Film is written and very well directed by Eric Red (writer of Near Dark) from the book Thor by Wayne Smith. Bad Moon is a very tense and effective thriller that sets up an interesting situation as dog Thor is the only member of the family to first know Ted is a werewolf, but is mistakingly blamed by authorities for his actions. While there are victims of Ted’s wrath/hunger, such as an obnoxious con-man (Hrothgar Mathews) that hassled Janet earlier, the film focuses on the growing tension and suspicions between Ted, Janet, Brett and, of course, Thor. The werewolf attacks are surprisingly vicious and Bad Moon has some very effective and abundant gore. Not only are Ted’s attacks quite gruesome, as is the vicious opening sequence, but his climactic battle with Thor is quite bloody…and that is no spoiler, as the whole film is setting up this fur-flying confrontation. The only drawback with the make-up FX is Ted’s fanged alter ego is shown quite a bit and in full view and the suit is somewhat rubbery. Also, it is obviously a stuffed and fake stand-in for Thor during some of the battle moments. It takes away a bit from the illusion of reality, but not enough to hurt this intense and effective chiller all that much. It’s got a brisk pace, at a trim 80 minutes, and by opening the film with a bloody attack right off the bat, it sets the tone for the rest of the movie. The characters are likable, including Ted at first and this helps the audience to care about them and thus the proceedings. Shame this flick never caught on in it’s initial release.

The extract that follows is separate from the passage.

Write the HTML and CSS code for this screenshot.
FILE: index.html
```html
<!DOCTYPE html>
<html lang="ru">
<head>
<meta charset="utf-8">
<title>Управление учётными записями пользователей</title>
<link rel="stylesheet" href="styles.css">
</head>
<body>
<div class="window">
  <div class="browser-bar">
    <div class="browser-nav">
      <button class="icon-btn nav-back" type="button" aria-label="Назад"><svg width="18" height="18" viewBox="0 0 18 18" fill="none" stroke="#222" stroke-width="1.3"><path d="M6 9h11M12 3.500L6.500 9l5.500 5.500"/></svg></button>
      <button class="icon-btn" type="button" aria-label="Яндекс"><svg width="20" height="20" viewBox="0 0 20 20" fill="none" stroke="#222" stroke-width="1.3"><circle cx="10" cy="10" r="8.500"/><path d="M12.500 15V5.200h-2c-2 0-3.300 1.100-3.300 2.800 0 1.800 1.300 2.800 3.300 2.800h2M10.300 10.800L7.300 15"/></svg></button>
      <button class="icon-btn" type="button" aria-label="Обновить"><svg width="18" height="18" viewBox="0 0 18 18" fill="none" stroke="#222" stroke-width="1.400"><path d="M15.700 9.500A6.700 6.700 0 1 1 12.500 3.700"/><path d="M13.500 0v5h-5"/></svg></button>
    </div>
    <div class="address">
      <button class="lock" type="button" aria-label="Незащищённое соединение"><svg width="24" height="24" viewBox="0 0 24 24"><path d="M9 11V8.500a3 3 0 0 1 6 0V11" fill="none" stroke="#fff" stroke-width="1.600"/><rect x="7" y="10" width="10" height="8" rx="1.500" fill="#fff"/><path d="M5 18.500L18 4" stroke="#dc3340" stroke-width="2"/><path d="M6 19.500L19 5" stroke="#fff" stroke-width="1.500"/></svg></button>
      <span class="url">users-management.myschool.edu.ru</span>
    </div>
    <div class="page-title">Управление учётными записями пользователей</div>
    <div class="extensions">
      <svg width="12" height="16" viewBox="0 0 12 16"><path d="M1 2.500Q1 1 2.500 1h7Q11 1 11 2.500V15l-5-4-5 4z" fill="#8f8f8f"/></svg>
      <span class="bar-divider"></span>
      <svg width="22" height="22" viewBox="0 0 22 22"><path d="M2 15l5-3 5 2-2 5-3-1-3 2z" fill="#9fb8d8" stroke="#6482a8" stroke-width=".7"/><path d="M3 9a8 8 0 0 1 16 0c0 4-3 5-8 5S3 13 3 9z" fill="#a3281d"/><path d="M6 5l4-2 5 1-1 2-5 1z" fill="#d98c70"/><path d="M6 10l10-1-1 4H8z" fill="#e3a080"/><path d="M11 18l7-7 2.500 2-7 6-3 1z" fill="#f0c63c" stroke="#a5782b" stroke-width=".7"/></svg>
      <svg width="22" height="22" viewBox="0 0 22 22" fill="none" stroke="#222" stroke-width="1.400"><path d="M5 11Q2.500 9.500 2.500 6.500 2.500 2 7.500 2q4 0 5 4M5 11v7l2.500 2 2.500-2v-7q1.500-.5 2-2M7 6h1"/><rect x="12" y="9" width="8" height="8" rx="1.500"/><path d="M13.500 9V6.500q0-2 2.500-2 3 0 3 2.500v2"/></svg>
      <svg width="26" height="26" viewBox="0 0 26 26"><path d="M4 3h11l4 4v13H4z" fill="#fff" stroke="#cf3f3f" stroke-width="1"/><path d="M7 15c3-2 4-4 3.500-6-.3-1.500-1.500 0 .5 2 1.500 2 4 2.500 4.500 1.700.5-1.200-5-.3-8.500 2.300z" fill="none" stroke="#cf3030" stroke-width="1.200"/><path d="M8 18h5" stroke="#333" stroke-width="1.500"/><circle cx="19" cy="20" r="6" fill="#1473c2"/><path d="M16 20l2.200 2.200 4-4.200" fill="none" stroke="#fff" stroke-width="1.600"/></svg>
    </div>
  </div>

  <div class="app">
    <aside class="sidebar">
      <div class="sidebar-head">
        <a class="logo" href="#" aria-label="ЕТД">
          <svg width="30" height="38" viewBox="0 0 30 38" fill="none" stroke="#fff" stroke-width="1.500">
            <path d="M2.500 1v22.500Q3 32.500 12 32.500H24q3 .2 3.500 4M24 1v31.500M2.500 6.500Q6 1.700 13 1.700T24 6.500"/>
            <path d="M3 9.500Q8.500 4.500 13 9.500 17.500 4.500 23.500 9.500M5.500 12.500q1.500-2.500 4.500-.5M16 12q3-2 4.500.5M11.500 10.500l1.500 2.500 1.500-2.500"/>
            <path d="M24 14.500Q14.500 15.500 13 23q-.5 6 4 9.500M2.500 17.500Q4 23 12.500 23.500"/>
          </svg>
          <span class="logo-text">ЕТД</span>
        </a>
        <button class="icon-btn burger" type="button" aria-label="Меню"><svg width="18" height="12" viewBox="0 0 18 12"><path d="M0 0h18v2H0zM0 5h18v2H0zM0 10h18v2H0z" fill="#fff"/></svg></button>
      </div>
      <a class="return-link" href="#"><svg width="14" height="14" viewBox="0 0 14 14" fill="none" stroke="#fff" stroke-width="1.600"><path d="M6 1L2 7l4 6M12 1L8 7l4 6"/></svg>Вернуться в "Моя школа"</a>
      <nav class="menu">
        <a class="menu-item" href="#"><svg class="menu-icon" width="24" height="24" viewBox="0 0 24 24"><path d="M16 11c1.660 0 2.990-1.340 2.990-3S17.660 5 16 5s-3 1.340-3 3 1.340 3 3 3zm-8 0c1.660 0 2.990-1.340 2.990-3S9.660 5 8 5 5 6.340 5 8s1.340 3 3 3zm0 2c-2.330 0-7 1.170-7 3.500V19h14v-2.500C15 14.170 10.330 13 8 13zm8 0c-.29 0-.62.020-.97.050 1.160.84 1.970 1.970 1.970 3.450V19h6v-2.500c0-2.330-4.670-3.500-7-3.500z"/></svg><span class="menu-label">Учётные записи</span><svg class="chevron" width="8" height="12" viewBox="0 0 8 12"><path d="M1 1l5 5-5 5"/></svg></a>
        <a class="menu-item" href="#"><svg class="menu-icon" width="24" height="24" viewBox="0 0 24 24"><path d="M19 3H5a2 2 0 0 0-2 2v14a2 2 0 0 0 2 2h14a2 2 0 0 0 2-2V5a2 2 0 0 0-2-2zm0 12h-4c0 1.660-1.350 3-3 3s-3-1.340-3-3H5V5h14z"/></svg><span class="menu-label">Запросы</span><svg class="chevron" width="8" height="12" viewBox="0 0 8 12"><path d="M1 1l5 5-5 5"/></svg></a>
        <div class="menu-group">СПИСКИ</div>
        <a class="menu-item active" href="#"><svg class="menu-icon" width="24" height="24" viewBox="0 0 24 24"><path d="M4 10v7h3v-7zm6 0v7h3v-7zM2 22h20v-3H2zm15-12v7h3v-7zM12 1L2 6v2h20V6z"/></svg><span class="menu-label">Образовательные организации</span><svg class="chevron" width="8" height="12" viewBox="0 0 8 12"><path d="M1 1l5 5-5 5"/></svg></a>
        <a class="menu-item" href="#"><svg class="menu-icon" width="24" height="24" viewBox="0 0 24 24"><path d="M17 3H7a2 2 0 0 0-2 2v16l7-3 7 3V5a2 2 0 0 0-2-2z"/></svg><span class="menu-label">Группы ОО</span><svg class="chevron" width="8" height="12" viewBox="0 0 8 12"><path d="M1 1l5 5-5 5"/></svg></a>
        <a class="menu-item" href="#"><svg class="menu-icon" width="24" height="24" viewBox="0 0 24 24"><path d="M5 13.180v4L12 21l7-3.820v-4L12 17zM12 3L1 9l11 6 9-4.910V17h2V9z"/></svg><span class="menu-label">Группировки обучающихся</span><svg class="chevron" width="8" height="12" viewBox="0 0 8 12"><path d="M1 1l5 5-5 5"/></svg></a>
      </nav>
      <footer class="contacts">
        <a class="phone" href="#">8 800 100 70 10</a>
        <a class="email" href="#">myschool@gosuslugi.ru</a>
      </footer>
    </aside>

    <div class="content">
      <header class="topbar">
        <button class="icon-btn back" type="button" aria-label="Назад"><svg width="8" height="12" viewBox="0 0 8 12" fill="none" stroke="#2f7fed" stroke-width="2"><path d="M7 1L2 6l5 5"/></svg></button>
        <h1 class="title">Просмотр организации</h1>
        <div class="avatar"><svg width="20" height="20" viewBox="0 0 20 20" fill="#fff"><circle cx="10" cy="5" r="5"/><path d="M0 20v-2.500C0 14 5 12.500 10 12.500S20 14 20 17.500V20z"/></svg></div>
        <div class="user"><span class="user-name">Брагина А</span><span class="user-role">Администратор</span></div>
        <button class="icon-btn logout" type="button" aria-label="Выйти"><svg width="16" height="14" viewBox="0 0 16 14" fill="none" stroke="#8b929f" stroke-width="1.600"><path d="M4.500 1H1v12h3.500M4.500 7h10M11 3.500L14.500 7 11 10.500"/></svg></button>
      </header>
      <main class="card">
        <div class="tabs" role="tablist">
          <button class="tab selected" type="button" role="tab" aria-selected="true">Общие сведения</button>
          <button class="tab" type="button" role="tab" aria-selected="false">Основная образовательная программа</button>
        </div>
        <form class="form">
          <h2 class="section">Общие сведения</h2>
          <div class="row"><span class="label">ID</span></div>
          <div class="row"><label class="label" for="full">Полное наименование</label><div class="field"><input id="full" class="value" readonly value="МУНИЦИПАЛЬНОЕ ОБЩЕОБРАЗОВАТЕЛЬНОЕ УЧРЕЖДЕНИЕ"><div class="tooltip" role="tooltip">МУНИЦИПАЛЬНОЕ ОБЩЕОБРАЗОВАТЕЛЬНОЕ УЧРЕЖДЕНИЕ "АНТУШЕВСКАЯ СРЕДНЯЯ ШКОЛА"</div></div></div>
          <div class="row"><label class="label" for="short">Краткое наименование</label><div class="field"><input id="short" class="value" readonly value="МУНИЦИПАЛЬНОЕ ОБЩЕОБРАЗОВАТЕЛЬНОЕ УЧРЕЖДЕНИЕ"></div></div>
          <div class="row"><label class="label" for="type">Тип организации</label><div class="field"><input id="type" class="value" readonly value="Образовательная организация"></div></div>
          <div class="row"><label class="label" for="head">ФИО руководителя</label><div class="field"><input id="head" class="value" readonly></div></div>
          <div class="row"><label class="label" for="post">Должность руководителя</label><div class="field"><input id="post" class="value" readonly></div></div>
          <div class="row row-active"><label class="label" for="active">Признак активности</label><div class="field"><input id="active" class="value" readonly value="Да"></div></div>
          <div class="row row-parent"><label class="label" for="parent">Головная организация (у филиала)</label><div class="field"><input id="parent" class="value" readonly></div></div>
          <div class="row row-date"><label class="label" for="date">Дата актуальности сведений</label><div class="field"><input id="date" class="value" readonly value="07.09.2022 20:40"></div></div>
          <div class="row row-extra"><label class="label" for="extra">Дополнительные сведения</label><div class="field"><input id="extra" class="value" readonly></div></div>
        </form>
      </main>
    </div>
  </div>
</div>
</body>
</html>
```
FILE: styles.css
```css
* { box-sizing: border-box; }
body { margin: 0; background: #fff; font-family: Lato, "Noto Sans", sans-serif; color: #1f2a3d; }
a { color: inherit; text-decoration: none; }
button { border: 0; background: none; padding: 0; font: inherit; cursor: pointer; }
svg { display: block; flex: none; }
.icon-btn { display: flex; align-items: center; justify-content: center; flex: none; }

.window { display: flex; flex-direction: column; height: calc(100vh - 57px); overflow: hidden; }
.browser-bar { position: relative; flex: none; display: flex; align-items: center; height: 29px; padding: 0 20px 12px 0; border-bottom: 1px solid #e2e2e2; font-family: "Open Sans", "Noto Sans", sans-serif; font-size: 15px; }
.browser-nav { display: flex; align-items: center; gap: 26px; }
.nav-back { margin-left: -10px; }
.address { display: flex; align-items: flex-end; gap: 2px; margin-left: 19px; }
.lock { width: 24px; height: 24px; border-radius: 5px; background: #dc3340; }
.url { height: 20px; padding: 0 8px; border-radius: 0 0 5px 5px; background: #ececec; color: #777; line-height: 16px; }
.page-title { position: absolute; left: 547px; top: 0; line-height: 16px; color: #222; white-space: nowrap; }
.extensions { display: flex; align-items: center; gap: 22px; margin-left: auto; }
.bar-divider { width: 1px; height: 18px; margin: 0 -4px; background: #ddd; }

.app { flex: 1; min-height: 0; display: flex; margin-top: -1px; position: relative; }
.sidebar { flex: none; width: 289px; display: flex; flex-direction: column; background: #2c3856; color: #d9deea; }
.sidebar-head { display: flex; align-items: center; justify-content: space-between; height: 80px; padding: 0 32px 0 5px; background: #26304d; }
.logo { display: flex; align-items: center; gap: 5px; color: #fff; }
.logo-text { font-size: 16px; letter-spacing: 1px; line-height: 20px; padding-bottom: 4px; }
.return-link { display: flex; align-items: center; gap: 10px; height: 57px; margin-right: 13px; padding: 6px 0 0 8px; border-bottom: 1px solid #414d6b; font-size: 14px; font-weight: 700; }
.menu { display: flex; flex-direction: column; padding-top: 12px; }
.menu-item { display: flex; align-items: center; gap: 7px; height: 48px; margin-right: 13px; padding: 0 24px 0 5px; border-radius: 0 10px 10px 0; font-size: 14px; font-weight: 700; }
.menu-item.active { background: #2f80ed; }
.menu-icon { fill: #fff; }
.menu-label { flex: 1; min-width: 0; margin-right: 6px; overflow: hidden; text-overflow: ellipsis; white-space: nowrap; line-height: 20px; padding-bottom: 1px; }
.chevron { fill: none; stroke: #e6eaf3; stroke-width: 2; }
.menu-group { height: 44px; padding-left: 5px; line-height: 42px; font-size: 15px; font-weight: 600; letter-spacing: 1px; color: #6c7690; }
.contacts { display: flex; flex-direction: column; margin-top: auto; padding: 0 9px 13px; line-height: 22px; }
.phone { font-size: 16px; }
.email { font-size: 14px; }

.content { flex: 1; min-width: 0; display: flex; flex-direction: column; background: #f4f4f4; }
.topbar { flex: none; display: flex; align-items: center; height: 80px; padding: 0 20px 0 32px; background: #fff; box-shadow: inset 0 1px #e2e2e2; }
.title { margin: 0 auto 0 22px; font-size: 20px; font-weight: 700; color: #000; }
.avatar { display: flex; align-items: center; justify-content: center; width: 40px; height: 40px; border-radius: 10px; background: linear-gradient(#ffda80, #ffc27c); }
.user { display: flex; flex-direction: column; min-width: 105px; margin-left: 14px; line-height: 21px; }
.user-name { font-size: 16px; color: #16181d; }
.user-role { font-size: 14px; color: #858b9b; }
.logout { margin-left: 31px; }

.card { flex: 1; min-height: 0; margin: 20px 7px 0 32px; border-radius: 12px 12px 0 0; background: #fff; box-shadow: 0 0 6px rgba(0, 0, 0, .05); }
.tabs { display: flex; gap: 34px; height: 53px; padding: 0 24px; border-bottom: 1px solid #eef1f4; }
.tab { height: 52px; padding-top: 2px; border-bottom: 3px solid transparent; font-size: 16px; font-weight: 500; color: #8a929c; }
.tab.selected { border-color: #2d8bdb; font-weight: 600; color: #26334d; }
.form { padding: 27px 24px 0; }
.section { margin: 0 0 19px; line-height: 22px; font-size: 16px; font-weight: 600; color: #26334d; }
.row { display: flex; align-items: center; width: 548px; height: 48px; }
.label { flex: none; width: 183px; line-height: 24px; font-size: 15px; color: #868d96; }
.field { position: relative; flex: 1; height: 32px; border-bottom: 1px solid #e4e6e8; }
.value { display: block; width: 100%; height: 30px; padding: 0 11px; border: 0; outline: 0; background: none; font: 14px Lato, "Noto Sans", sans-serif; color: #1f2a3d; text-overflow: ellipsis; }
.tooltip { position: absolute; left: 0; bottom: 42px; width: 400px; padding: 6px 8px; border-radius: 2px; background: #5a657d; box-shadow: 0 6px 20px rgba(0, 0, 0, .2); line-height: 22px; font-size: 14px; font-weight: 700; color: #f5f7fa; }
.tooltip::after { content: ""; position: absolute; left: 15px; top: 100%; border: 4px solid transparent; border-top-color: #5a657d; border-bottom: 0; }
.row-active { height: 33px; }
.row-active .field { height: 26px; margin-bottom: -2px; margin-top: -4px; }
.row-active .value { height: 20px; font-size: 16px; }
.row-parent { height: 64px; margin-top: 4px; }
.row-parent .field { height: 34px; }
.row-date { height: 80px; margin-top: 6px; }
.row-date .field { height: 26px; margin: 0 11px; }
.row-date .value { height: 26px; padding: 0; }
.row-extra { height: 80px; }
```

The small cast are very good and help make this more intimately staged werewolf flick work all the more better. Michael Paré is effective as Ted in that he is both tragic and a bit villainous. He is both aware of his transformation and tries to protect others against it, while not above letting Thor take the blame for his killings. Paré shows he had star potential. Mariel Hemingway is good as Janet. A lawyer by profession, she’s tough and smart and very protective of her son, even if it means seeing their loyal…and wrongfully accused…dog separated from her family. Young Mason Gamble is very effective, with his Brett being a bit of a tough kid and not one to scare easily. He has good chemistry with movie mom Hemingway and an interesting dynamic with his uncle, as he begins to suspect something is up with Paré’s Ted. As for Thor, four legged actor Primo does a wonderful job creating a character with barks instead of dialogue. The animal is very expressive and is a strong hero, playing basically the character no one believes when evil is afoot. Makes this film work and work well.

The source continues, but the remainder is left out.